I spent an afternoon placing orders on Valiant DEX, and my biggest feeling is not speed, but a kind of daunting "certainty." Everyone is bragging about the million TPS brought by Firedancer, but what I care more about is that 40 milliseconds of instant feedback. On Solana, although it is also very smooth, the occasional trading jumps during high-frequency fluctuations always make people feel nervous. However, on Fogo, which natively integrates the Firedancer core, the underlying logic reconstructed in C++ makes canceling and placing orders feel almost like operating in local memory. This extreme performance indeed makes the on-chain order book (CLOB) no longer a toy in the laboratory, but truly capable of challenging the matching engines of centralized exchanges.

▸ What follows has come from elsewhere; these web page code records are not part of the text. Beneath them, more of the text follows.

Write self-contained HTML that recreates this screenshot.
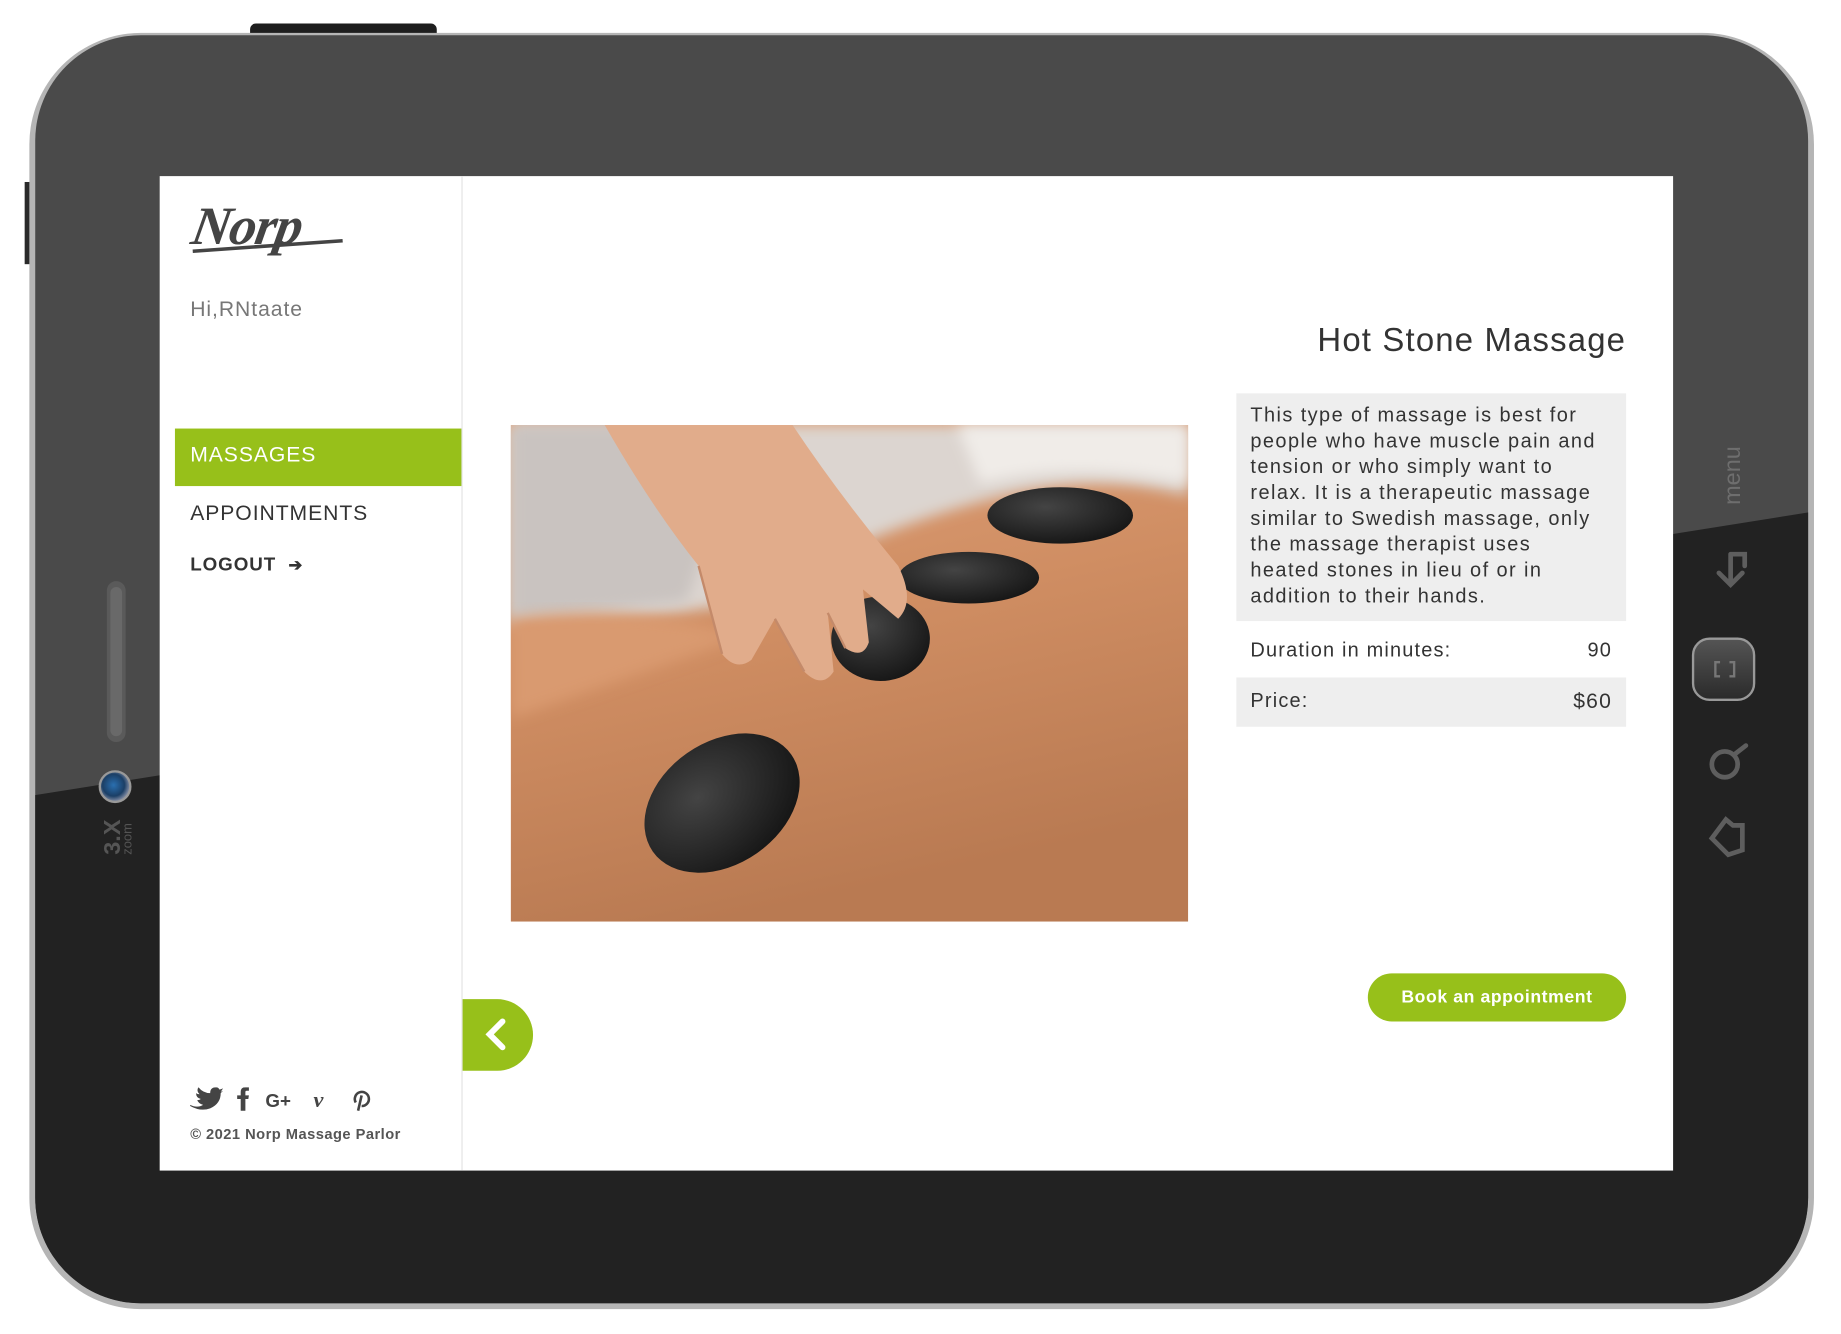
<!DOCTYPE html>
<html><head><meta charset="utf-8"><style>
html,body{margin:0;padding:0;background:#fff;width:1841px;height:1334px;overflow:hidden}
#w{position:absolute;left:0;top:0;width:1568px;height:1136px;transform:scale(1.1741);transform-origin:0 0;font-family:"Liberation Sans",sans-serif}
.a{position:absolute}
.screen{left:136px;top:150px;width:1289px;height:847px;background:#fff}
.side{left:0;top:0;width:257px;height:847px;border-right:1px solid #e3e3e3}
.nav{font-size:18px;letter-spacing:.8px;color:#333}
.box{background:#eee}
.desc div{white-space:nowrap}
</style></head><body><div id="w">
<svg class="a" style="left:0;top:0" width="1568" height="1136">
<defs><clipPath id="bc"><rect x="30" y="30" width="1510" height="1080" rx="90"/></clipPath>
<radialGradient id="cam" cx=".45" cy=".45" r=".6"><stop offset="0" stop-color="#2a6fb0"/><stop offset=".6" stop-color="#1b3f66"/><stop offset="1" stop-color="#aab"/></radialGradient>
<linearGradient id="hb" x1="0" y1="0" x2="0" y2="1"><stop offset="0" stop-color="#555"/><stop offset="1" stop-color="#2a2a2a"/></linearGradient></defs>
<rect x="213" y="20" width="159" height="14" rx="5" fill="#1e1e1e"/>
<rect x="21" y="155" width="8" height="70" fill="#2a2a2a"/>
<rect x="25" y="28" width="1520" height="1087" rx="95" fill="#b5b5b5"/>
<g clip-path="url(#bc)">
<rect x="0" y="0" width="1568" height="1136" fill="#4a4a4a"/>
<polygon points="0,682 1568,432 1568,1136 0,1136" fill="#222"/>
</g>
<rect x="91" y="495" width="16" height="137" rx="8" fill="#5a5a5a"/>
<rect x="94" y="500" width="10" height="127" rx="5" fill="#777" opacity=".5"/>
<circle cx="98" cy="670" r="13" fill="url(#cam)" stroke="#999" stroke-width="2"/>
<text transform="translate(102,728) rotate(-90)" font-size="20" font-weight="bold" fill="#555" font-family="Liberation Sans">3.X</text>
<text transform="translate(112,728) rotate(-90)" font-size="11" fill="#555" font-family="Liberation Sans">zoom</text>
<text transform="translate(1482,430) rotate(-90)" font-size="20" fill="#6e6e6e" font-family="Liberation Sans">menu</text>
<g stroke="#5e5e5e" stroke-width="4" fill="none" stroke-linecap="round">
<path d="M1474,472 h12 v10 M1474,472 v26 M1464,488 l10,10 l10,-10"/>
<circle cx="1469" cy="651" r="11"/><path d="M1478,642 l9,-7"/>
<path d="M1484,703 l-8,0 l-6,-5 l-12,16 l14,14 l12,-4 z"/>
</g>
<rect x="1442" y="544" width="52" height="52" rx="14" fill="url(#hb)" stroke="#999" stroke-width="2"/>
<path d="M1465,564 h-4 v12 h4 M1473,564 h4 v12 h-4" stroke="#777" stroke-width="2" fill="none"/>
</svg>
<div class="a screen">
 <div class="a side">
  <div class="a" style="left:28px;top:16px;font-family:'Liberation Serif',serif;font-style:italic;font-weight:bold;font-size:46px;color:#444;letter-spacing:-1px;transform:skewX(-10deg)">Norp</div>
  <div class="a" style="left:28px;top:58px;width:128px;height:3px;background:#444;transform:rotate(-4deg)"></div>
  <div class="a" style="left:26px;top:103px;font-size:18px;color:#777;letter-spacing:.8px">Hi,RNtaate</div>
  <div class="a" style="left:13px;top:215px;width:244px;height:49px;background:#97c01a"></div>
  <div class="a nav" style="left:26px;top:227px;color:#fff">MASSAGES</div>
  <div class="a nav" style="left:26px;top:277px">APPOINTMENTS</div>
  <div class="a nav" style="left:26px;top:323px;font-size:16px;font-weight:bold">LOGOUT &nbsp;<span style="font-size:14px">&#x2794;</span></div>
  <svg class="a" style="left:25px;top:776px" width="160" height="22">
   <path d="M1,15 q6,3 11,0 q-4,-1 -5,-4 q2,0 3,-1 q-4,-1 -4,-5 q1,1 3,1 q-3,-3 -1,-6 q4,5 10,5 q0,-5 5,-5 q2,0 3,2 l3,-1 l-2,3 l2,-1 l-2,2 q0,9 -9,13 q-8,3 -17,-2z" fill="#444"/>
   <path d="M44,20 v-10 h-3 v-3 h3 v-3 q0,-4 4,-4 h3 v3 h-2 q-1,0 -1,1 v3 h3 l-.5,3 h-2.5 v10z" fill="#444"/>
   <text x="65" y="17" font-size="16" font-weight="bold" fill="#444" font-family="Liberation Sans">G+</text>
   <text x="106" y="17" font-size="19" font-weight="bold" font-style="italic" fill="#444" font-family="Liberation Serif">v</text>
   <path d="M144,20 l3,-13 M142,13 a6,6 0 1 1 5,3" stroke="#444" stroke-width="2.2" fill="none"/>
  </svg>
  <div class="a" style="left:26px;top:809px;font-size:12.5px;color:#555;letter-spacing:.4px;font-weight:bold">© 2021 Norp Massage Parlor</div>
 </div>
 <div class="a" style="right:40px;top:124px;font-size:28px;color:#333;letter-spacing:1px">Hot Stone Massage</div>
 <div class="a box desc" style="left:917px;top:185px;width:308px;height:178px;padding:8px 12px;font-size:17px;line-height:22px;color:#333;letter-spacing:1.2px">
 <div>This type of massage is best for</div><div>people who have muscle pain and</div><div>tension or who simply want to</div><div>relax. It is a therapeutic massage</div><div>similar to Swedish massage, only</div><div>the massage therapist uses</div><div>heated stones in lieu of or in</div><div>addition to their hands.</div></div>
 <div class="a" style="left:929px;top:394px;width:308px;font-size:17px;color:#333;letter-spacing:1px">Duration in minutes:<span style="position:absolute;right:0">90</span></div>
 <div class="a box" style="left:917px;top:427px;width:332px;height:42px"></div>
 <div class="a" style="left:929px;top:437px;width:308px;font-size:17px;color:#333;letter-spacing:1px">Price:<span style="position:absolute;right:0;font-size:18px">$60</span></div>
 <svg class="a" style="left:299px;top:212px" width="577" height="423" viewBox="0 0 577 423">
  <defs>
   <linearGradient id="sk" x1="0" y1="0" x2=".3" y2="1"><stop offset="0" stop-color="#e0a27a"/><stop offset=".5" stop-color="#cf8d62"/><stop offset="1" stop-color="#b97a52"/></linearGradient>
   <radialGradient id="st" cx=".4" cy=".35" r=".7"><stop offset="0" stop-color="#444"/><stop offset="1" stop-color="#151515"/></radialGradient>
   <filter id="bl"><feGaussianBlur stdDeviation="6"/></filter>
  </defs>
  <rect width="577" height="423" fill="url(#sk)"/>
  <path d="M0,0 H577 V60 Q500,40 420,60 Q300,90 200,150 Q100,170 0,170 Z" fill="#dcd5d0" filter="url(#bl)"/>
  <path d="M0,0 H200 L150,150 Q60,160 0,165 Z" fill="#c9c3c0" filter="url(#bl)"/>
  <path d="M0,165 Q100,150 200,180 L0,250 Z" fill="#d99a70" filter="url(#bl)"/>
  <path d="M380,0 H577 V50 Q480,30 400,50 Z" fill="#f0ece8" filter="url(#bl)"/>
  <ellipse cx="468" cy="77" rx="62" ry="24" fill="url(#st)"/>
  <ellipse cx="390" cy="130" rx="60" ry="22" fill="url(#st)"/>
  <ellipse cx="315" cy="182" rx="42" ry="36" fill="url(#st)"/>
  <ellipse cx="180" cy="322" rx="72" ry="52" transform="rotate(-35 180 322)" fill="url(#st)"/>
  <path d="M80,0 L240,0 Q280,60 330,120 Q345,150 330,165 L300,140 L305,185 Q300,200 285,190 L270,160 L275,210 Q265,225 250,210 L225,165 L205,200 Q192,210 180,195 L160,120 Q120,70 80,0 Z" fill="#e1ac8b"/>
  <path d="M160,120 L180,195 M225,165 L250,210 M270,160 L285,190" stroke="#c48a6a" stroke-width="2" fill="none"/>
 </svg>
 <div class="a" style="left:258px;top:701px;width:60px;height:61px;background:#97c01a;border-radius:0 31px 31px 0"></div>
 <svg class="a" style="left:272px;top:716px" width="30" height="30"><path d="M20,4 L9,15 L20,26" stroke="#fff" stroke-width="5" fill="none" stroke-linecap="round"/></svg>
 <div class="a" style="left:1029px;top:679px;width:220px;height:41px;background:#97c01a;border-radius:21px;color:#fff;font-size:15px;font-weight:bold;text-align:center;line-height:41px;letter-spacing:.5px">Book an appointment</div>
</div>
</div></body></html>
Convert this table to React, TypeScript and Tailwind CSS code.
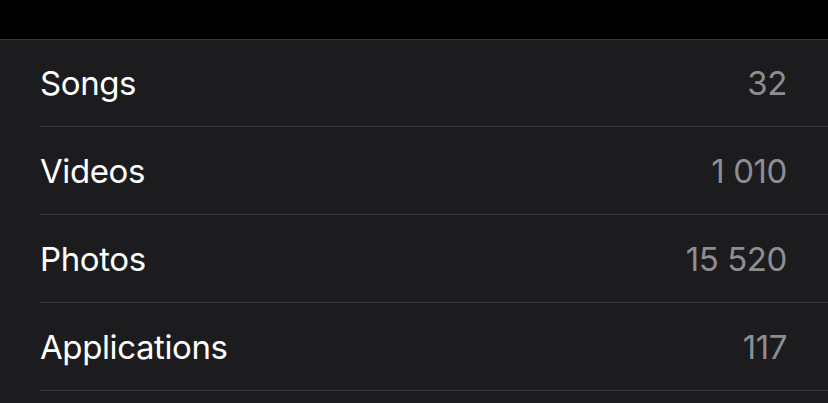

This brutal aesthetic has its thresholds. I looked at the hardware admission standards for verification nodes, and it's no longer described as "harsh," but rather a ticket tailored for top-tier data centers. Compared to Monad, which is still struggling with parallel EVM compatibility, Fogo's choice is obviously more radical and purer—it simply does not care about the so-called "home node" sentiment; what it wants is absolute unity in physical distance. The multi-region consensus mechanism, while avoiding synchronization issues caused by light-speed delays, essentially divides the network into several elite node clusters. In this architecture, if a certain geographical region experiences a physical network outage, the robustness of the entire chain will face significant questioning.
Currently, what everyone is most concerned about may still be the thickness of the ecosystem. Although the data from Vortex AMM looks good, peeling off the shell of high-frequency trading, the actual liquidity depth cannot yet compare with mature Layer 1s. We need to remain clear-headed. This is not just a technical game; it is also the ultimate experiment regarding the trade-off between efficiency and censorship resistance.